Let $A \in \mathbb{C}^{n \times m}$ and $B \in \mathbb{C}^{n \times m}$. Let${\Vert\cdot\Vert}_F$ be the Frobenius norm of a matrix. How can we solve the following optimization problem in $X \in \mathbb{C}^{m \times m}$?
$$\begin{equation}
\begin{aligned}\label{P}
&\min_{X\in \mathbb{C}^{m\times m}} \quad {\Vert AX-B \Vert}_F^2\\
&\begin{array}{r@{\quad}r@{}l@{\quad}l}
\text{s.t.} &{\Vert X \Vert}_F = 1
\end{array}
\end{aligned}
\end{equation}
$$
I'm totally a rookie with complex optimization problems. If this problem can't be solved, please give a detailed explanation.

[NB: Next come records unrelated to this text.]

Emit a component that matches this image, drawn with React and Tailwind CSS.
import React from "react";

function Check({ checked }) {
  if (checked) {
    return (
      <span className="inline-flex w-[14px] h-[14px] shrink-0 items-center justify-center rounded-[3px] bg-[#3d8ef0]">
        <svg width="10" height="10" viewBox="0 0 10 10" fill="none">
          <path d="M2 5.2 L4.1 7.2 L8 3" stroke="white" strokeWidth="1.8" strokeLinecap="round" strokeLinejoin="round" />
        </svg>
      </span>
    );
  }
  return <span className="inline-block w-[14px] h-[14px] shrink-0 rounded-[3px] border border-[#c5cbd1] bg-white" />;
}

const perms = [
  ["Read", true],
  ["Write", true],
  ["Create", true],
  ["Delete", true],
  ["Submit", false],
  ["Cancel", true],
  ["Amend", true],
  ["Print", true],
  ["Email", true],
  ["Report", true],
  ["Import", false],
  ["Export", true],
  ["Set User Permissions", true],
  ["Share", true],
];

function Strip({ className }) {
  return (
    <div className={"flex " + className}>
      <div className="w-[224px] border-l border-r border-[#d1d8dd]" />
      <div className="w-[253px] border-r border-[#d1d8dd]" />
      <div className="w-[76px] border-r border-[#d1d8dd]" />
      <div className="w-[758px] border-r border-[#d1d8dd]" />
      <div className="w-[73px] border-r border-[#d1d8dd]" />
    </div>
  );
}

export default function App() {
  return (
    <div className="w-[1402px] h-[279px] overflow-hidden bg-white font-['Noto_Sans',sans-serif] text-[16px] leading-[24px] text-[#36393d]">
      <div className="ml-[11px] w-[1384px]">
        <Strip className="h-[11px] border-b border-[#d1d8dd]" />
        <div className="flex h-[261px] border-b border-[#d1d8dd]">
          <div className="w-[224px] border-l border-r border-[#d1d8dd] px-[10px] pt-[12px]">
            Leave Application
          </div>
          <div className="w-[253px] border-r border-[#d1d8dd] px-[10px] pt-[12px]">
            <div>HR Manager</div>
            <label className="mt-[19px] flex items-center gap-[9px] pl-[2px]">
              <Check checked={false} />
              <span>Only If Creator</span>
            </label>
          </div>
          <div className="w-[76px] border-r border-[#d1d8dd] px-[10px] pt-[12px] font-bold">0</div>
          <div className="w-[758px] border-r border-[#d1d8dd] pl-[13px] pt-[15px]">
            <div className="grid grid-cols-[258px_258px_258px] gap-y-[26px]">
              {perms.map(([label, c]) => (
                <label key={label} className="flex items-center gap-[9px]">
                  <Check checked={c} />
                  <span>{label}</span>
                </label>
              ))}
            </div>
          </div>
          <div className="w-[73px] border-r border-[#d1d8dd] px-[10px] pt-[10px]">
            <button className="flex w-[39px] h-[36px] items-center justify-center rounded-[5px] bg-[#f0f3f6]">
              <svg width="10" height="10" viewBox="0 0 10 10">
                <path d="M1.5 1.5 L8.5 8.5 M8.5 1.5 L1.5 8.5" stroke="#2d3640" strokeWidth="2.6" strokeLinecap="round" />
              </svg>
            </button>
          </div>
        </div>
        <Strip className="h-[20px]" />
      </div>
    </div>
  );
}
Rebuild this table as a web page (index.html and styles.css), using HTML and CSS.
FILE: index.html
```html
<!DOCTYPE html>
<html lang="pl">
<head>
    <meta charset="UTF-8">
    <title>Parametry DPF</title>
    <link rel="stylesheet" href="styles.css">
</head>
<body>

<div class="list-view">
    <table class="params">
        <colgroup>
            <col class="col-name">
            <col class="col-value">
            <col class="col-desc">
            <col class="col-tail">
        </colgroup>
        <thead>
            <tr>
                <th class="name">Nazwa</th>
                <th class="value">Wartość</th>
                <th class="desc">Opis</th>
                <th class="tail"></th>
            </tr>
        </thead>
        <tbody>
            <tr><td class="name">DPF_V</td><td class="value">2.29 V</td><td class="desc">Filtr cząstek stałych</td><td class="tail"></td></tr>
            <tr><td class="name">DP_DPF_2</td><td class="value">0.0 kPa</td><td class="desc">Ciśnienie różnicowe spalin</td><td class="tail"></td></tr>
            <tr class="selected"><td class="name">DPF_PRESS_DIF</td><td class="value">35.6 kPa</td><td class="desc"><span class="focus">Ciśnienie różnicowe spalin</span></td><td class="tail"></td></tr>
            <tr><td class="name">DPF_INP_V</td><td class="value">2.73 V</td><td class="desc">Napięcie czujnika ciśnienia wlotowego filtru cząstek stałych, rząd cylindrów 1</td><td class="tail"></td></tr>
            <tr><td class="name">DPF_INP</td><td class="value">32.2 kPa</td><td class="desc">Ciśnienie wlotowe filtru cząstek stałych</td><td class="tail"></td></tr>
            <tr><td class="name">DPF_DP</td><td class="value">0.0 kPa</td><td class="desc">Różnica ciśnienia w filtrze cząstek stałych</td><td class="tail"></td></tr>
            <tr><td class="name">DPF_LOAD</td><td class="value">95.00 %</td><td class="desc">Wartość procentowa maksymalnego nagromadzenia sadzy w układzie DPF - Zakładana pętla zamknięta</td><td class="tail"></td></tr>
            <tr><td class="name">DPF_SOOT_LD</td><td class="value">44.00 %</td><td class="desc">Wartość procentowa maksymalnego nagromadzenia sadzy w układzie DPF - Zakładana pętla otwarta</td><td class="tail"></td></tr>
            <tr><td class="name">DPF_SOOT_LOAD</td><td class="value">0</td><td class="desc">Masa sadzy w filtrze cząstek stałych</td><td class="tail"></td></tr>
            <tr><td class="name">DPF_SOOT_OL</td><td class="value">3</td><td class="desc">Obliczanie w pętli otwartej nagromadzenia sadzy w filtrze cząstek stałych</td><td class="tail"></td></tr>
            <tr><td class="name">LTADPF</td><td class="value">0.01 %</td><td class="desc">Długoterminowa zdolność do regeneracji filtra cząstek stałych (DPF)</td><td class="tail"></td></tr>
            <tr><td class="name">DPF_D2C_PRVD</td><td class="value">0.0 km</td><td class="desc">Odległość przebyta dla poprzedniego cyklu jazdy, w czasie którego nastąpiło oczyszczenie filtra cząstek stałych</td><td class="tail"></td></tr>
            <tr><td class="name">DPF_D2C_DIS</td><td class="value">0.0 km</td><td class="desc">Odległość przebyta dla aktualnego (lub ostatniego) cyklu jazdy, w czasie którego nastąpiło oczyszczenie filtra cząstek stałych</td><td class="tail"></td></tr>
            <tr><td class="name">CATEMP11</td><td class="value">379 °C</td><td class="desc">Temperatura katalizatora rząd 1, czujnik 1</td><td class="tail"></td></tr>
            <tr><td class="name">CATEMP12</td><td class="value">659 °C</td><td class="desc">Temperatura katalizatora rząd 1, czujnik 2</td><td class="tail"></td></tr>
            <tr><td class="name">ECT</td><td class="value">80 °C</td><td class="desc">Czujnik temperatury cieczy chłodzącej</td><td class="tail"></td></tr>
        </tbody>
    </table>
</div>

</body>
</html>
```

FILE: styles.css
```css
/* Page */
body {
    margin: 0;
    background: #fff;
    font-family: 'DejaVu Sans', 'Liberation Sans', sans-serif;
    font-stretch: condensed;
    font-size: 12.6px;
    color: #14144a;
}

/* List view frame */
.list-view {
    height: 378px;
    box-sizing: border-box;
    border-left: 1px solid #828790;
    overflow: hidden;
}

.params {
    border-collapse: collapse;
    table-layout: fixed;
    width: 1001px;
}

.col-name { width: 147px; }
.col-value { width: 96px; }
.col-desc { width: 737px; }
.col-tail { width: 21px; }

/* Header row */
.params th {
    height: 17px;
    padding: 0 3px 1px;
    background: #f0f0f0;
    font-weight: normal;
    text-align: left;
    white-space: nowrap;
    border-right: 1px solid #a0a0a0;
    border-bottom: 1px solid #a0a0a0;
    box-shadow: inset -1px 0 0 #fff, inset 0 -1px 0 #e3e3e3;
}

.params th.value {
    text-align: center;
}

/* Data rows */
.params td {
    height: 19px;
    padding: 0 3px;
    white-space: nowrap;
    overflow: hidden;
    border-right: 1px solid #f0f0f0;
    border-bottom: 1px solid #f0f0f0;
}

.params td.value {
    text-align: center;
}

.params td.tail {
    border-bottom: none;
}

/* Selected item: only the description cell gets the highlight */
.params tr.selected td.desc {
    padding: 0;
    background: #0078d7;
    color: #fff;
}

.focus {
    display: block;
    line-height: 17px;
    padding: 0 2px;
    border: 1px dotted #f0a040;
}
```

Any help would be appreciated.
Best Answer
A suitable Lagrange functional is $$ L(X,λ)=\frac12\|AX-B\|_F^2+\frac{λ}2(\|X\|_F^2-1) $$ Variation of $X$ in direction $H$ gives at a saddle point \begin{align} 0&={\rm trace}\Bigl((AX-B)^*(AH)\Bigr)+λ\,{\rm trace}(X^*H) \\ &={\rm trace}\Bigl((A^*AX-A^*B+λX)^*H\Bigr) \end{align} which implies $$ X=(A^*A+λI)^{-1}A^*B. $$ The function $\phi(λ)=\|(A^*A+λI)^{-1}A^*B\|_F^2$ tends toward zero for $λ\to\infty$ and has a pole at every singular value of $A$. Thus above the largest singular value is a solution for $\phi(λ)=1$.